“薛夫人,念笙虽嫁入了大焱,但她依旧是我东疏人,我也依旧是她的君上,你说对吗?念笙?”
迎上姬宸看过来的警示目光,念笙眉角微动,他这是提醒她公子的生死还捏在他手中。
朱格还想说什么,身侧的薛子印悄悄握住了她的手,她深呼吸了两口气,反应过来,自己越是庇护念笙,越是让姬宸捏紧了念笙这个筹码,她鼓了鼓腮帮子,只好闭了嘴。
姬宸笑意浓浓,一派上位者的势头,“念笙,可不要扫了各位使臣的兴。”
念笙一言不发,反倒是容煜手中的酒杯一收,上好的酒从裂缝中溢了出来,长袖刚要掠动,对面的念笙已经先一步站了起来,“皇上说的是,念笙一日是东疏人,一辈子便是东疏人,自不敢忘,既是为表两国友好,臣女却之不恭。”
她的目光淡淡掠过容煜,冷凉地让容煜心头一窒,她绕过案桌走到台中,对着上位的薛宜若谦恭行礼,“臣女无所特殊艺长,只得将所学不多的曲目拿出来献丑,还望娘娘和各位贵客粗赏。”

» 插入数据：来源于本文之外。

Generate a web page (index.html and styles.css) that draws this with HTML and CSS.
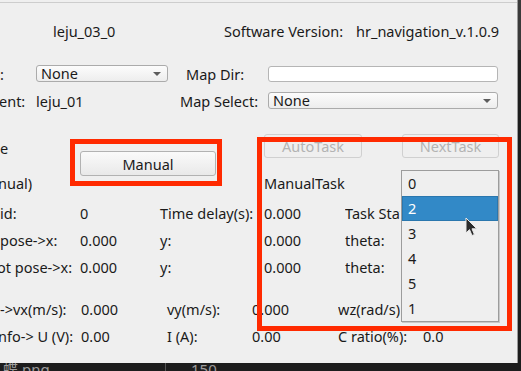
FILE: index.html
```html
<!DOCTYPE html>
<html lang="en">

<head>
    <meta charset="UTF-8">
    <meta name="viewport" content="width=device-width, initial-scale=1.0">
    <title>Navigation</title>
    <link rel="stylesheet" href="styles.css">
</head>

<body>
    <div class="screen">
        <div class="window">
            <div class="main">

                <div class="row-top">
                    <span>leju_03_0</span>
                    <span>Software Version:</span>
                    <span>hr_navigation_v.1.0.9</span>
                </div>

                <div class="row-form">
                    <span class="cut">:</span>
                    <div class="combo"><span>None</span><i class="arrow"></i></div>
                    <span class="map-dir">Map Dir:</span>
                    <div class="field"></div>
                </div>

                <div class="row-form row-map">
                    <span class="cut cut-e">ent:</span>
                    <span>leju_01</span>
                    <span class="map-select">Map Select:</span>
                    <div class="combo"><span>None</span><i class="arrow"></i></div>
                </div>

                <div class="mode">
                    <div class="mode-labels">
                        <span class="cut">e</span>
                        <span class="cut cut-n">nual)</span>
                    </div>
                    <button class="btn btn-manual">Manual</button>
                    <div class="task">
                        <div class="task-buttons">
                            <button class="btn btn-auto" disabled>AutoTask</button>
                            <button class="btn btn-next" disabled>NextTask</button>
                        </div>
                        <span class="task-label">ManualTask</span>
                    </div>
                </div>

                <div class="data">
                    <span>id:</span>
                    <span>0</span>
                    <span>Time delay(s):</span>
                    <span>0.000</span>
                    <span class="clip">Task State:</span>

                    <span>pose-&gt;x:</span>
                    <span>0.000</span>
                    <span>y:</span>
                    <span>0.000</span>
                    <span class="clip">theta:</span>

                    <span class="cut cut-o">ot pose-&gt;x:</span>
                    <span>0.000</span>
                    <span>y:</span>
                    <span>0.000</span>
                    <span class="clip">theta:</span>
                </div>

                <div class="data data-power">
                    <span>-&gt;vx(m/s):</span>
                    <span>0.000</span>
                    <span>vy(m/s):</span>
                    <span>0.000</span>
                    <span class="clip clip-wz">wz(rad/s):</span>
                    <span></span>

                    <span class="cut cut-n">nfo-&gt; U (V):</span>
                    <span>0.00</span>
                    <span>I (A):</span>
                    <span>0.00</span>
                    <span>C ratio(%):</span>
                    <span>0.0</span>
                </div>

            </div>
            <div class="side"></div>
        </div>

        <div class="taskbar">
            <span class="file">蝶.png</span>
            <span class="count">150</span>
        </div>

        <div class="mark mark-manual"></div>
        <div class="mark mark-task"></div>

        <ul class="popup">
            <li>0</li>
            <li class="current">2</li>
            <li>3</li>
            <li>4</li>
            <li>5</li>
            <li>1</li>
        </ul>

        <svg class="cursor" width="13" height="20" viewBox="0 0 13 20">
            <path d="M1 1 L1 16 L4.5 12.6 L7 18.5 L9.4 17.5 L7 11.8 L11.8 11.8 Z" fill="#2b2b2b" stroke="#e8e8e8" stroke-width="1" stroke-linejoin="round" />
        </svg>
    </div>
</body>

</html>
```

FILE: styles.css
```css
* {
    margin: 0;
    padding: 0;
    box-sizing: border-box;
}

body {
    width: 521px;
    height: 371px;
    overflow: hidden;
    background: #1d1d1d;
    font-family: "Noto Sans", sans-serif;
    font-size: 14.5px;
    color: #1a1a1a;
}

.screen {
    position: relative;
    width: 521px;
    height: 371px;
    display: flex;
    flex-direction: column;
}

.window {
    display: flex;
    height: 363px;
}

.main {
    width: 517px;
    background: #efefef;
    padding-top: 2px;
    overflow: hidden;
}

.side {
    width: 4px;
    border-left: 1px solid #9a9a9a;
    background: linear-gradient(#3a3a3a 0, #3a3a3a 50px, #1d1d1d 50px);
}

/* top rows */

.row-top {
    display: grid;
    grid-template-columns: 171px 132px auto;
    align-items: center;
    height: 57px;
    padding-left: 53px;
    border-top: 1px solid #cdcdcd;
    white-space: nowrap;
}

.row-form {
    display: grid;
    grid-template-columns: 36px 132px 100px 230px;
    align-items: center;
    height: 29px;
    white-space: nowrap;
}

.row-map {
    height: 25px;
}

.cut {
    white-space: nowrap;
}

.cut-e {
    margin-left: -1px;
}

.cut-n {
    margin-left: -2px;
}

.cut-o {
    margin-left: -3px;
}

.map-dir {
    padding-left: 18px;
}

.map-select {
    padding-left: 12px;
}

.combo {
    height: 17px;
    border: 1px solid #ababab;
    border-radius: 3px;
    background: linear-gradient(#fcfcfc, #ededed);
    display: flex;
    align-items: center;
    justify-content: space-between;
    padding: 0 6px 0 4px;
    line-height: 15px;
}

.arrow {
    border-left: 4px solid transparent;
    border-right: 4px solid transparent;
    border-top: 4px solid #5c5c5c;
}

.field {
    height: 16px;
    background: #fff;
    border: 1px solid #b5b5b5;
    border-radius: 3px;
}

/* mode + task */

.mode {
    display: flex;
    height: 86px;
}

.mode-labels {
    width: 80px;
    display: flex;
    flex-direction: column;
    padding-top: 25px;
    gap: 15px;
    line-height: 20px;
}

.btn {
    font: inherit;
    height: 24px;
    border: 1px solid #b2b2b2;
    border-radius: 3px;
    background: linear-gradient(#fafafa, #e9e9e9);
    color: #1a1a1a;
}

.btn:disabled {
    color: #b3b3b3;
    border-color: #d0d0d0;
    background: #efefef;
}

.btn-manual {
    margin-top: 38px;
    width: 136px;
    height: 25px;
}

.task {
    margin-left: 48px;
    display: flex;
    flex-direction: column;
}

.task-buttons {
    margin-top: 21px;
    display: flex;
    gap: 40px;
}

.btn-auto {
    width: 98px;
}

.btn-next {
    width: 97px;
}

.task-label {
    margin-top: 15px;
    line-height: 20px;
}

/* readouts */

.data {
    display: grid;
    grid-template-columns: 80px 80px 104px 81px 55px;
    grid-auto-rows: 27px;
    align-items: center;
    white-space: nowrap;
}

.data .clip {
    overflow: hidden;
}

.data-power {
    margin-top: 15px;
    grid-template-columns: 81px 86px 85px 86px 85px auto;
}

.data .clip-wz {
    max-width: 62px;
}

/* bottom strip */

.taskbar {
    height: 8px;
    overflow: hidden;
    display: flex;
    color: #9c9c9c;
    font-family: "Noto Sans", "Noto Sans CJK SC", sans-serif;
    font-size: 15px;
    line-height: 13px;
}

.file {
    width: 166px;
    padding-left: 3px;
    border-right: 1px solid #555;
}

.count {
    padding-left: 25px;
}

/* overlays */

.mark {
    position: absolute;
    border: 5px solid #ff2a00;
}

.mark-manual {
    left: 70px;
    top: 139px;
    width: 152px;
    height: 47px;
}

.mark-task {
    left: 257px;
    top: 137px;
    width: 255px;
    height: 194px;
}

.popup {
    position: absolute;
    left: 401px;
    top: 170px;
    width: 98px;
    height: 152px;
    list-style: none;
    background: #efefef;
    border: 1px solid #9c9c9c;
    box-shadow: 1px 1px 0 #c9c9c9;
}

.popup li {
    height: 25px;
    line-height: 25px;
    padding-left: 6px;
}

.popup .current {
    background: #3289c7;
    color: #fff;
    border: 1px solid #2a77ae;
    padding-left: 5px;
    line-height: 23px;
}

.cursor {
    position: absolute;
    left: 465px;
    top: 217px;
}
```
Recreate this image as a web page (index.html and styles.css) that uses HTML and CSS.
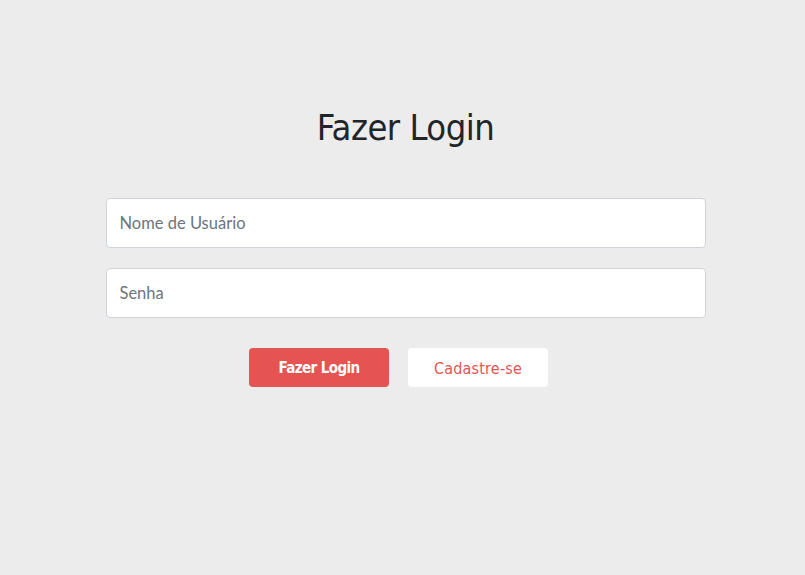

她何尝不知道,今日这盛大的四国邦交宴,看似表面平和,实则各国都卯足了劲儿,暗地里
早已波涛汹涌,姬宸又怎么会放过这大好机会,他既有燕今这个私心,又想谋夺大业试探容煜之心,最好的由头就是她,只要捏着公子的生死,她便是被随意射杀的靶子。
至于容煜,方才她看的清楚,她与燕今相谈甚欢,相视而笑的深情,女为悦己者容果然不假,燕今今日盛装,美的不可方物,这样皎皎明月般的玉珠之辉,是男人都无法抗拒。
何况她还是容煜失而复得情深不渝的心尖人,终归是偏爱的,哪怕她意欲置她死地,依旧能不痛不痒地揭过,容煜可以为了弥补心尖人的过错,将她的毒过到自己的身上,她还有什么好计较的,何况,他还寻了公子与她会了一面,光凭这点,她也该释怀了。
她心上那丝不该冒出,也不能冒出的旖旎,早在注定的结局下,发不了芽,不如趁早碾碎了。
思绪间,宫人已经在台中摆上了古筝和椅垫。
她已经恢复了现代记忆,知道自己的才艺不算精,但却极有天赋,上学的时候,跟着专业老师学过两年古筝,老师很欣赏她的天分,可她打小志不在此,熏陶过后便没做长期打算,最后在老师遗憾的目光下转
投了医学专业。
时隔多年,再拿出来施展,她也不确定自己能不能弹得出来。
眼下,箭在弦上不得不发,她敛裙入座,指尖轻轻抚过琴弦,一股沁人却有些发腻的香味钻入笔尖。
她顿了下,眸色当即一怔。
琴弦上被抹了毒,而且是剧毒,和姬宸给她下的完全不是一个等级的。
是谁?在这种场合公然置她死地。
念笙心中乱麻,心知来人有备而来,此刻若推辞起身必定有人会发难。